This isn’t a group you’d expect to find eating together, but they do. All the food is kosher.

Hinam also is planning a gap-year track, so that students from North America can spend the year between high school and college there. “They can come either for the whole year or for just three or four months,” Mr. Kanner said. “We will have a special program for them. The head of the beit midrash will build a learning plan that will suit them.”

This week, 10 Hinam participants are staying in Teaneck, hosted by local families; on Tuesday, April 2, they will be at Congregation Beth Sholom there.

The connection between Beth Sholom and Hinam is a miniature of the kind of relationships that Hinam fosters. It started with the relationship between the Conservative synagogue’s rabbi, Joel Pitkowsky, and David Jacobowitz, a member of Congregation Rinat Yisrael, an Orthodox shul in Teaneck. The two came to know each other through the annual Shabbat afternoon study session that was groundbreaking when it first started, about five years ago (and still has not been replicated in other local shuls). Mr. Jacobowitz is a strong supporter of Hinam; when he wanted local partners, he reached out to Rabbi Pitkowsky.

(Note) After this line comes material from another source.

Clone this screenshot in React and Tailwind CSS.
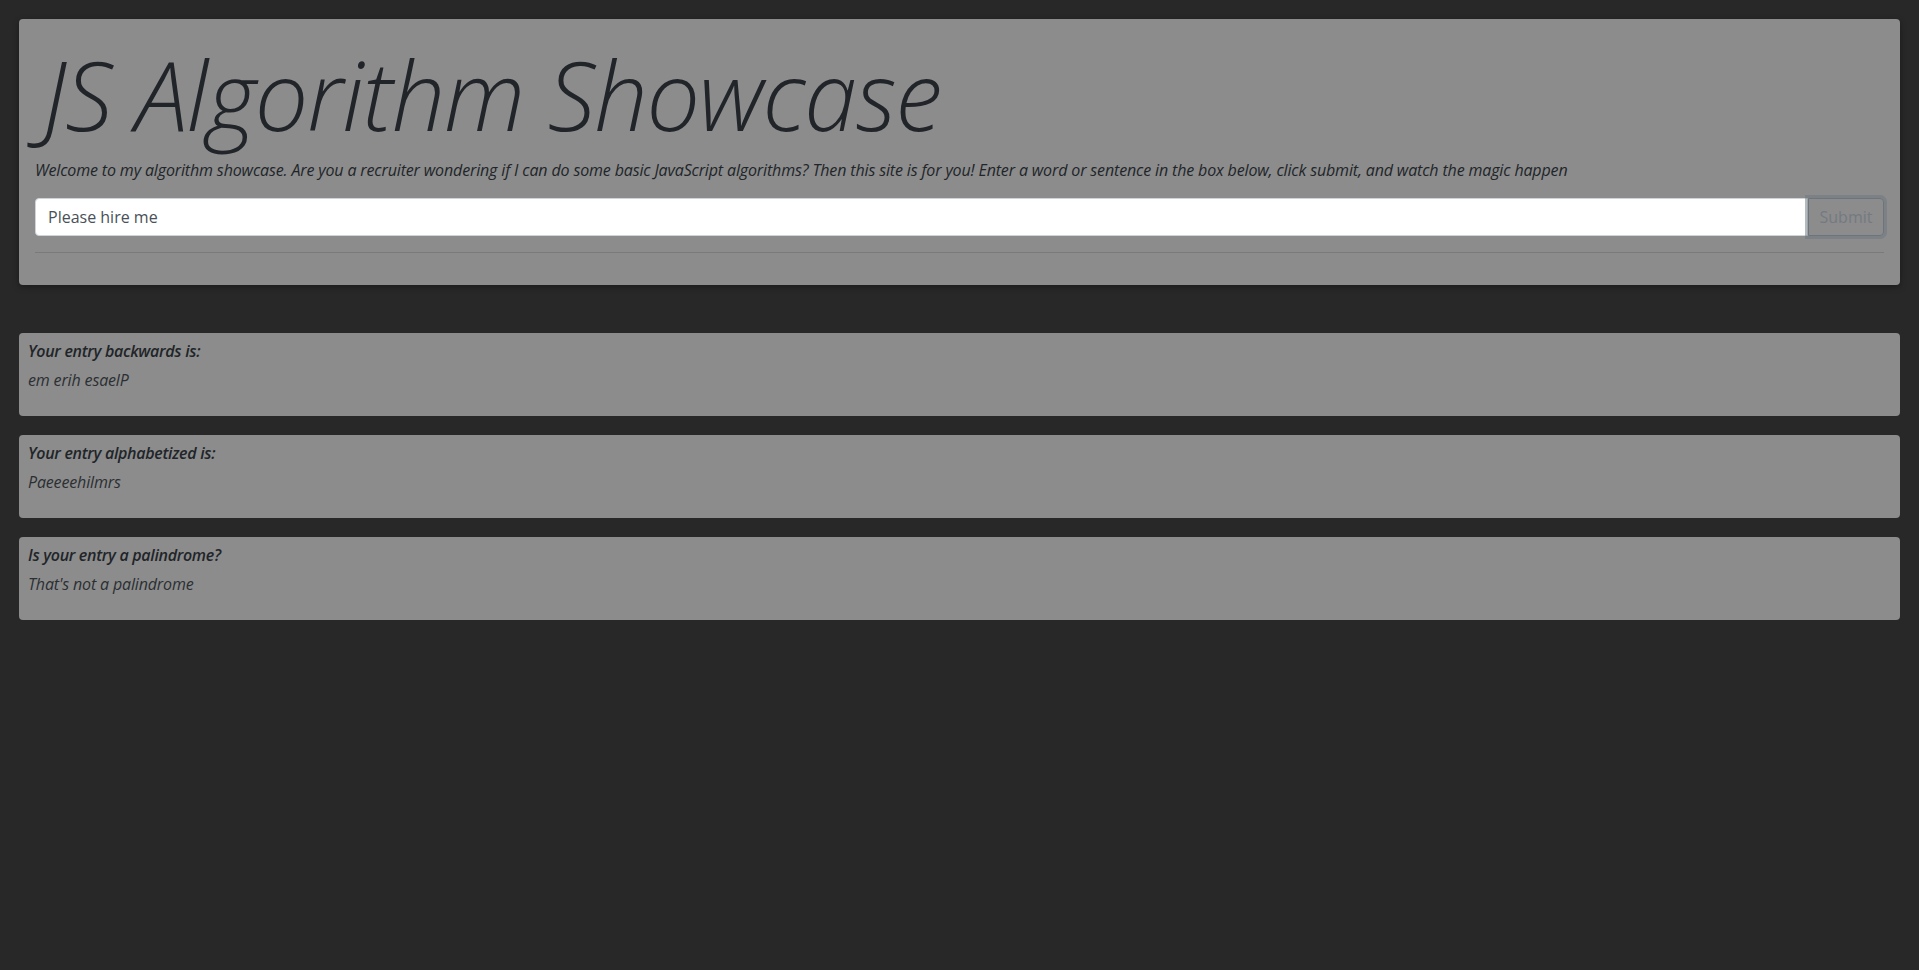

When a cohort of Hinam travelers came to Bergen County last fall, “David asked me if I would sit on a panel with two other rabbis,” Rabbi Pitkowsky said. The panel then included Rabbi Nathaniel Helfgot of Netivot Shalom in Teaneck, who is Orthodox, and Rabbi Paul Jacobson of Temple Avodat Shalom in River Edge, who is Reform. “I found it really meaningful,” Rabbi Pitkowsky said. “That’s the idea of Hinam — to break down barriers between groups, to encourage people to think of each other as people, not just as members of rival tribes.

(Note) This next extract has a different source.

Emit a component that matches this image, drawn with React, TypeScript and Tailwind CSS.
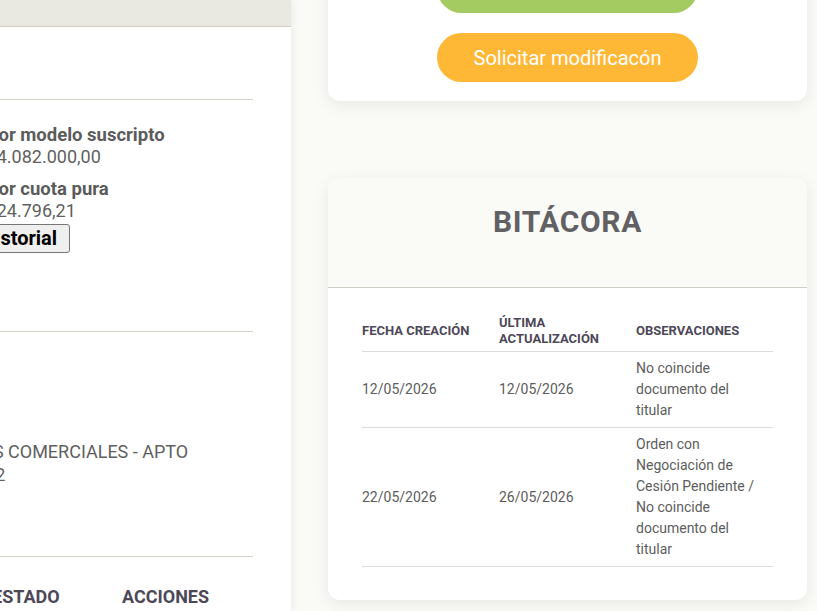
export default function App() {
  const rows = [
    {
      id: "r1",
      created: "12/05/2026",
      updated: "12/05/2026",
      notes: "No coincide documento del titular",
    },
    {
      id: "r2",
      created: "22/05/2026",
      updated: "26/05/2026",
      notes: "Orden con Negociación de Cesión Pendiente / No coincide documento del titular",
    },
  ];

  return (
    <main
      className="h-[611px] w-[817px] overflow-hidden bg-[#fafaf6] flex"
      style={{ fontFamily: "Roboto, 'Liberation Sans', sans-serif" }}
    >
      {/* left panel, clipped by the viewport */}
      <section className="w-[291px] h-full shrink-0 bg-white overflow-hidden shadow-[2px_0_8px_rgba(0,0,0,0.06)]">
        <div className="h-[27px] bg-[#e9e8e1] border-b border-[#cfcdc2]" />
        <div className="ml-[-28px] pr-[38px]">
          <div className="h-[72px]" />
          <div className="border-t border-[#d3d2c8] pt-[24px] pb-[78px]">
            <p className="text-[18.5px] leading-[22px] font-bold text-[#5b5b5b] whitespace-nowrap">
              Valor modelo suscripto
            </p>
            <p className="text-[18px] leading-[22px] text-[#5f5f5f] whitespace-nowrap">$ 34.082.000,00</p>
            <p className="mt-[10px] text-[18.5px] leading-[22px] font-bold text-[#5b5b5b] whitespace-nowrap">
              Valor cuota pura
            </p>
            <p className="text-[18px] leading-[22px] text-[#5f5f5f] whitespace-nowrap">$ 124.796,21</p>
            <button className="mt-[2px] ml-[-4px] px-[12px] py-[3px] text-[20px] leading-[21px] font-bold text-black bg-[#efefef] border border-[#767676] rounded-[3px]">
              Historial
            </button>
          </div>
          <div className="border-t border-[#d3d2c8] pt-[108px] pb-[70px] text-[18px] leading-[23px] text-[#5f5f5f] whitespace-nowrap">
            <p className="ml-[-44px]">LOCALES COMERCIALES - APTO</p>
            <p className="ml-[3px]">302</p>
          </div>
          <div className="border-t border-[#d3d2c8] pt-[29px] flex text-[18px] leading-[22px] font-bold text-[#4d4858]">
            <span className="ml-[20px] w-[130px]">ESTADO</span>
            <span>ACCIONES</span>
          </div>
        </div>
      </section>

      {/* right column */}
      <section className="flex-1 pl-[37px] pr-[10px] mt-[-56px] flex flex-col">
        <div className="bg-white rounded-[12px] shadow-[0_4px_16px_rgba(0,0,0,0.08)] pt-[20px] pb-[19px] flex flex-col items-center gap-[20px]">
          <button className="w-[261px] h-[49px] rounded-full bg-[#a3cb62] text-white text-[20px]">
            Confirmar
          </button>
          <button className="w-[261px] h-[49px] rounded-full bg-[#ffb835] text-white text-[20px]">
            Solicitar modificacón
          </button>
        </div>

        <div className="mt-[77px] bg-white rounded-[12px] shadow-[0_4px_16px_rgba(0,0,0,0.08)] overflow-hidden">
          <div className="h-[110px] bg-[#fafaf6] border-b border-[#d0cfc6] flex items-start justify-center pt-[26px]">
            <h2 className="text-[30px] leading-[36px] font-bold tracking-[0.02em] text-[#616164]">BITÁCORA</h2>
          </div>
          <div className="px-[34px] pt-[23px] pb-[33px]">
            <table className="w-full table-fixed border-collapse">
              <thead>
                <tr className="border-b border-[#dcdcdc] text-left text-[13px] leading-[16px] font-bold text-[#4d4858]">
                  <th className="py-[4px] align-middle">FECHA CREACIÓN</th>
                  <th className="py-[4px] align-middle">
                    ÚLTIMA
                    <br />
                    ACTUALIZACIÓN
                  </th>
                  <th className="py-[4px] align-middle">OBSERVACIONES</th>
                </tr>
              </thead>
              <tbody>
                {rows.map((row) => (
                  <tr key={row.id} className="border-b border-[#dcdcdc] text-[14px] leading-[21px] text-[#5d5d5d]">
                    <td className="py-[6px] align-middle">{row.created}</td>
                    <td className="py-[6px] align-middle">{row.updated}</td>
                    <td className="py-[6px] align-middle pr-[14px]">{row.notes}</td>
                  </tr>
                ))}
              </tbody>
            </table>
          </div>
        </div>
      </section>
    </main>
  );
}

“I heard that members of the group found the panel to be one of the most important experiences they had during their trip. To be able to see a Reform, an Orthodox, and a Conservative rabbi together, and that we are all friendly — that we can talk, and we can disagree, and be friendly — just blew them away.” On this visit, Rabbi Jordan Millstein of Temple Sinai in Tenafly represented the Reform movement.

“I got involved and stayed involved in Hinam because I believe that we should do everything we can do to encourage breaking down the barriers between different groups in Israel,” Rabbi Pitkowsky said. “It also helps Israelis understand the American Jewish community better, and see that there actually are elements of this community that actually might enrich Israeli life. All that is sorely needed.

“I look forward to meeting new people, making new friends, and breaking down barriers between the American and Israeli communities,” he concluded. “We both have what to learn from each other. It’s a great model for all of us.”

“I first heard about Hinam when the Young Israel of Teaneck invited them in, maybe a year and a half ago,” Mr. Jacobowitz said. “I went, and I was blown away by their mission, and by the diversity of the people who were part of the group. They ranged from charedi all the way through secular, and there were several Arab participants as well.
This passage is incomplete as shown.